**YOUR INSTRUCTIONS:**
Tally up the lines that include "components" and state that number by itself.

·····

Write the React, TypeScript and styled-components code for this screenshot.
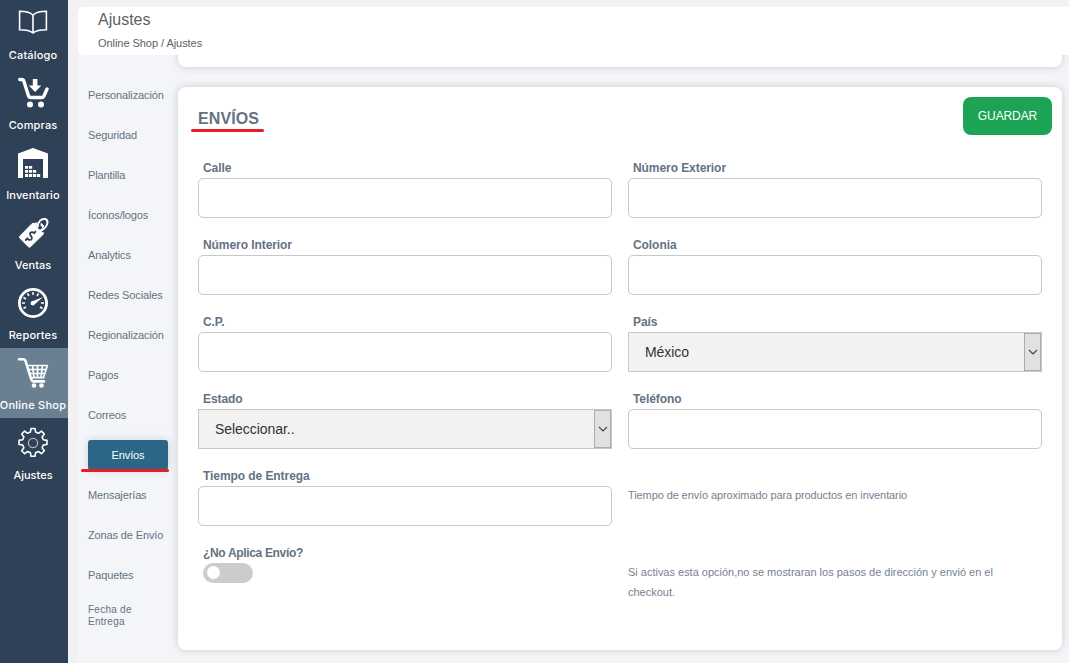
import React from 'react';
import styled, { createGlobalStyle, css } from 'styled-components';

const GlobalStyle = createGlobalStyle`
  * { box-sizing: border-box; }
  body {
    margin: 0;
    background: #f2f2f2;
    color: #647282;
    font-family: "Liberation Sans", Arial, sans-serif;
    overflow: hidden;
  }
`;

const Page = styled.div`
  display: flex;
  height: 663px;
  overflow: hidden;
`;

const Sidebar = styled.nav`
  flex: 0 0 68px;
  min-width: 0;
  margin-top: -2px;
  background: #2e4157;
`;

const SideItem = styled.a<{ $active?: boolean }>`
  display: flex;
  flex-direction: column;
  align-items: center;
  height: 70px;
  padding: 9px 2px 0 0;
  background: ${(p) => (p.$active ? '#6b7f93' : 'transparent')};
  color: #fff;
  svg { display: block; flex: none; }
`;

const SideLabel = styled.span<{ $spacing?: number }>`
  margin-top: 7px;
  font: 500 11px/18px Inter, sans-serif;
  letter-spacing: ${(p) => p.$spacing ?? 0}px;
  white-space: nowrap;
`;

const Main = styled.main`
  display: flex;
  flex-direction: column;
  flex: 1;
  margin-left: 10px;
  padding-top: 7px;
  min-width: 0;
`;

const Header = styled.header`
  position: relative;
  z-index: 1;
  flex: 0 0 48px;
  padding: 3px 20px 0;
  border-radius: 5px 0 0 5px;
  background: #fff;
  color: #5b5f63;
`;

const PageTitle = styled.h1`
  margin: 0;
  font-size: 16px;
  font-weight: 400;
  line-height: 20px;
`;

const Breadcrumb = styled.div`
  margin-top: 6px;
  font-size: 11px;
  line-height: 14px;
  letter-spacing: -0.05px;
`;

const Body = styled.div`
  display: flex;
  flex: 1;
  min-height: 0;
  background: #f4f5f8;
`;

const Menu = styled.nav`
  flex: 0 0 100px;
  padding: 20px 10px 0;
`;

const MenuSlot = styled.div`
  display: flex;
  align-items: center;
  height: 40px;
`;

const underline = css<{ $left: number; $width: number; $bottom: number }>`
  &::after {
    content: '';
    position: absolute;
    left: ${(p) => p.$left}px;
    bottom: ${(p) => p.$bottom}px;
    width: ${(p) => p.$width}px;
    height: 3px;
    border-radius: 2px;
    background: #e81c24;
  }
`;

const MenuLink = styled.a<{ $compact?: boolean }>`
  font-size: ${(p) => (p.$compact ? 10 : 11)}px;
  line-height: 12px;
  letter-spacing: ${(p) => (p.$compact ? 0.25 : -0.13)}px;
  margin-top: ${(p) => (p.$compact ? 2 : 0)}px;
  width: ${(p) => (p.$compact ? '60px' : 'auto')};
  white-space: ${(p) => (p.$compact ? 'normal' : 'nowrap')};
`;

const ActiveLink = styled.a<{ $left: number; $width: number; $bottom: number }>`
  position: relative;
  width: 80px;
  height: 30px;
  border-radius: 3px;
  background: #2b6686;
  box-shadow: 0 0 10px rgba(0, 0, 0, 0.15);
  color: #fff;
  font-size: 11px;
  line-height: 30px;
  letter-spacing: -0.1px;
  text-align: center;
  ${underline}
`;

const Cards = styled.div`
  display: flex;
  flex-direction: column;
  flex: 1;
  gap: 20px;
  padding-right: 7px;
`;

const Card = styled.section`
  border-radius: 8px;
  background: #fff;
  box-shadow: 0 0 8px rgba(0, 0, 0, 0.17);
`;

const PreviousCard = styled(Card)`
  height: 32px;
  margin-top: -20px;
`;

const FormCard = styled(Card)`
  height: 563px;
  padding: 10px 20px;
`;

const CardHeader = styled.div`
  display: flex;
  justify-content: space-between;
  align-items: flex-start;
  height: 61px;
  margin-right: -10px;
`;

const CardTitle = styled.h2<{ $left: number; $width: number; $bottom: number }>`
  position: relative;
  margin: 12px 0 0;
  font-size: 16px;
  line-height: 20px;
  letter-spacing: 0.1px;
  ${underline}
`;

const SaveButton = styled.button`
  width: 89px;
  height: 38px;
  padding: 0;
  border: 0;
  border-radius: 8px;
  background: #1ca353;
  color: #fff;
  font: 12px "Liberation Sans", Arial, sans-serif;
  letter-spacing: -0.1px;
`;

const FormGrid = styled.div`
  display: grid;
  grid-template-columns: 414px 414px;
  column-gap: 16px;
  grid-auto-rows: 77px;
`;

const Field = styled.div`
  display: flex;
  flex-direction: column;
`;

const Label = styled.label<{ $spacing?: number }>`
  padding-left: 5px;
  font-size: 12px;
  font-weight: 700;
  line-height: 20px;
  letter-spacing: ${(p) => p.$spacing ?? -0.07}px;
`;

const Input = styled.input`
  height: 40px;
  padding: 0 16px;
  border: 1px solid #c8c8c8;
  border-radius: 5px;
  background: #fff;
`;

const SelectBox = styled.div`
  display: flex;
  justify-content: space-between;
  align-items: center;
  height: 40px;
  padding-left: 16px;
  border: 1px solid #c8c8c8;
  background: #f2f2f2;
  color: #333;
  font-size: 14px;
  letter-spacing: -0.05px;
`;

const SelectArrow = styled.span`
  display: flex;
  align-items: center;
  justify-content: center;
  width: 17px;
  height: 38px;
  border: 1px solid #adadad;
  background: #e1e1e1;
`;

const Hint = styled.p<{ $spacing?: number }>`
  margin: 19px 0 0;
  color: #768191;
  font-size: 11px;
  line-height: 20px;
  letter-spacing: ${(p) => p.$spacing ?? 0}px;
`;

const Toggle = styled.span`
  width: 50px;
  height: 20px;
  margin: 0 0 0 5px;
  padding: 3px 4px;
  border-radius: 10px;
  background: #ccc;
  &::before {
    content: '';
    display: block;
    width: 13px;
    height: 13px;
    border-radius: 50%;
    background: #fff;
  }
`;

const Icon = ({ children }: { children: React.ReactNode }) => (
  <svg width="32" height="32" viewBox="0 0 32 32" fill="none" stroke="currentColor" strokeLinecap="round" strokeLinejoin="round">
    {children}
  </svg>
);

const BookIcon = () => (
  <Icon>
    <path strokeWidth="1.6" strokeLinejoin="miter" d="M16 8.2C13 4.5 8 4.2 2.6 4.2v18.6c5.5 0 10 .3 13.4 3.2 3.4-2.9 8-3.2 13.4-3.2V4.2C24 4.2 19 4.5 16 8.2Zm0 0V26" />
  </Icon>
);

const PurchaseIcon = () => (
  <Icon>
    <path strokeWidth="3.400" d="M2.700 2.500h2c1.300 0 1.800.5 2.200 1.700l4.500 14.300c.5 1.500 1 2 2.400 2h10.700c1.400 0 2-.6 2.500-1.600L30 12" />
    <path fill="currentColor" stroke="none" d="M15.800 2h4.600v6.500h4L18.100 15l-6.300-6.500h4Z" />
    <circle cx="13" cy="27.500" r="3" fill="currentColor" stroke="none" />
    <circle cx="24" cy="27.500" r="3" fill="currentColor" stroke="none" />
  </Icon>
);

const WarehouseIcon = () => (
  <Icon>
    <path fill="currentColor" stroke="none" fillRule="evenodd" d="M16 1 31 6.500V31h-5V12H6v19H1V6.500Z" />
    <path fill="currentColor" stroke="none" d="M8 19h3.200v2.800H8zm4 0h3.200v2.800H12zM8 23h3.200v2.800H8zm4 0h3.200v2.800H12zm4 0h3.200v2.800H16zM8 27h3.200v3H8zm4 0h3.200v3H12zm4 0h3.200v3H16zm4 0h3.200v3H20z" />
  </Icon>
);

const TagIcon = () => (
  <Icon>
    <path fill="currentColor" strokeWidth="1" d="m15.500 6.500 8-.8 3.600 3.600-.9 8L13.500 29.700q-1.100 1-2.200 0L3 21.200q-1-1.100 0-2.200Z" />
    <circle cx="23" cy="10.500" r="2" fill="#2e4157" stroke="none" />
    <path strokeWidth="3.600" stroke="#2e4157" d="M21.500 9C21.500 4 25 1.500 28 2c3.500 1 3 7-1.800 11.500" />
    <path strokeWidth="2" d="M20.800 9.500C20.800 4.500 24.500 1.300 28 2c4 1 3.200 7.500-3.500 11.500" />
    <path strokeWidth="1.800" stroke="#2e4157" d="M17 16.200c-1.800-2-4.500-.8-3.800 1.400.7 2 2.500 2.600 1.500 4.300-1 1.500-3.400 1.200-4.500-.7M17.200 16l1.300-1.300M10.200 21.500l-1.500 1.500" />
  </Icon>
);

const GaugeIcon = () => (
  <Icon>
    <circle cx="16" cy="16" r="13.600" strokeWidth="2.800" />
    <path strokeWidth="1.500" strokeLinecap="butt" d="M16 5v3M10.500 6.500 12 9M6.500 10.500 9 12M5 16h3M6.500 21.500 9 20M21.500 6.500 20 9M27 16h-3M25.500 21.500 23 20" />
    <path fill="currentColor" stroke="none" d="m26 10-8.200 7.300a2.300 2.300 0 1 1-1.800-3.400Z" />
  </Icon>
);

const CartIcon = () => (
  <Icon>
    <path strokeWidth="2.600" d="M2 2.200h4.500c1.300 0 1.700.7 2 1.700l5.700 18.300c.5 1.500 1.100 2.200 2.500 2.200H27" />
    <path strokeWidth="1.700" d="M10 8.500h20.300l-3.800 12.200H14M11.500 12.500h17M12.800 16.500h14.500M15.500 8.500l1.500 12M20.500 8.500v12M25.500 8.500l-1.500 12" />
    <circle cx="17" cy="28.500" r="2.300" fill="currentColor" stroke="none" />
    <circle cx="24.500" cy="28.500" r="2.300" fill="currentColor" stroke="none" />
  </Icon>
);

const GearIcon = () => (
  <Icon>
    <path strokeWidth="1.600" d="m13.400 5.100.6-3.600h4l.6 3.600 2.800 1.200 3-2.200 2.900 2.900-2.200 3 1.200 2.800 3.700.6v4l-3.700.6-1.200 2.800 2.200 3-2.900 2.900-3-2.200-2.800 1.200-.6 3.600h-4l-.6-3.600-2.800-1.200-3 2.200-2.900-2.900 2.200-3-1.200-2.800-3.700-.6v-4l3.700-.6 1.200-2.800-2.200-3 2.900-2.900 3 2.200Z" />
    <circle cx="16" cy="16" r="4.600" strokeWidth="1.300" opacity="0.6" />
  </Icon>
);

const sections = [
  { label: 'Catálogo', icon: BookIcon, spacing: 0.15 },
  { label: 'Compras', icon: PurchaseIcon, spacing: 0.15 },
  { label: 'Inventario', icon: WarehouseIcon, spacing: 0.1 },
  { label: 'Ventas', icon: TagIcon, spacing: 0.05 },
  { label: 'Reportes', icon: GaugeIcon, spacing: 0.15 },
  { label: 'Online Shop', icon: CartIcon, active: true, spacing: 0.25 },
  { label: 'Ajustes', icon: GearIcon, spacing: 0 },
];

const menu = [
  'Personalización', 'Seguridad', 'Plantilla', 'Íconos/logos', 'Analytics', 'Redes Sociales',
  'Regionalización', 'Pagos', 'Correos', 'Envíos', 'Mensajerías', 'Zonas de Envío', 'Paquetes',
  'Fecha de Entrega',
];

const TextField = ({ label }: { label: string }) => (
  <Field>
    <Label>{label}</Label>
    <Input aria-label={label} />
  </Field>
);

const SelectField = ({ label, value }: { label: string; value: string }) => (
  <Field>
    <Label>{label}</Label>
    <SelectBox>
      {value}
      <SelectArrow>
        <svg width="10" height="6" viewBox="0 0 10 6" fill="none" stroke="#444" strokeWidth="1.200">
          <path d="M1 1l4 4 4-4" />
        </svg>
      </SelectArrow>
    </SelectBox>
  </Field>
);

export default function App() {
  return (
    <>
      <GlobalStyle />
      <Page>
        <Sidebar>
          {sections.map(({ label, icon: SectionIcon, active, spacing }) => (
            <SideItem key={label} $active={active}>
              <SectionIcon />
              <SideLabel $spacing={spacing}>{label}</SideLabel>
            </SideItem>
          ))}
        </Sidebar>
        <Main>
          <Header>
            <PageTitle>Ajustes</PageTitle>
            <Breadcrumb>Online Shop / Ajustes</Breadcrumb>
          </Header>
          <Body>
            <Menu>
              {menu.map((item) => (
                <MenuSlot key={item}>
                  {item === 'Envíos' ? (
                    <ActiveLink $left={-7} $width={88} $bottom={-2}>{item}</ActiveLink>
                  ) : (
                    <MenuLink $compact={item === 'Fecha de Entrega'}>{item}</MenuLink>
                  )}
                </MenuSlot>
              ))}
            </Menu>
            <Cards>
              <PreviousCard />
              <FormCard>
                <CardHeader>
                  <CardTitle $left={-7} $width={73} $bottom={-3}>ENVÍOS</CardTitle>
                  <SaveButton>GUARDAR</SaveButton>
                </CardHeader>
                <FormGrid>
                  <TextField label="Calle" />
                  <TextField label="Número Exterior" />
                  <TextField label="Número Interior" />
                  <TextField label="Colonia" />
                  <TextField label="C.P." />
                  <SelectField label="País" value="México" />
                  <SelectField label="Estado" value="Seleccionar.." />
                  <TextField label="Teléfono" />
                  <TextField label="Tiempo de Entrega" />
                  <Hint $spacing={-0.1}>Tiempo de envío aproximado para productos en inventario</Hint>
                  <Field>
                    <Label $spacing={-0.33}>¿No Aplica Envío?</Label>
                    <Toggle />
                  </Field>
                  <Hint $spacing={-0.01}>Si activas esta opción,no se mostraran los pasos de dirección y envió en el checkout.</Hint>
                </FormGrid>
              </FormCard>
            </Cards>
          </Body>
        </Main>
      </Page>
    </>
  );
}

·····

**EXERCISE OUTPUT:**
2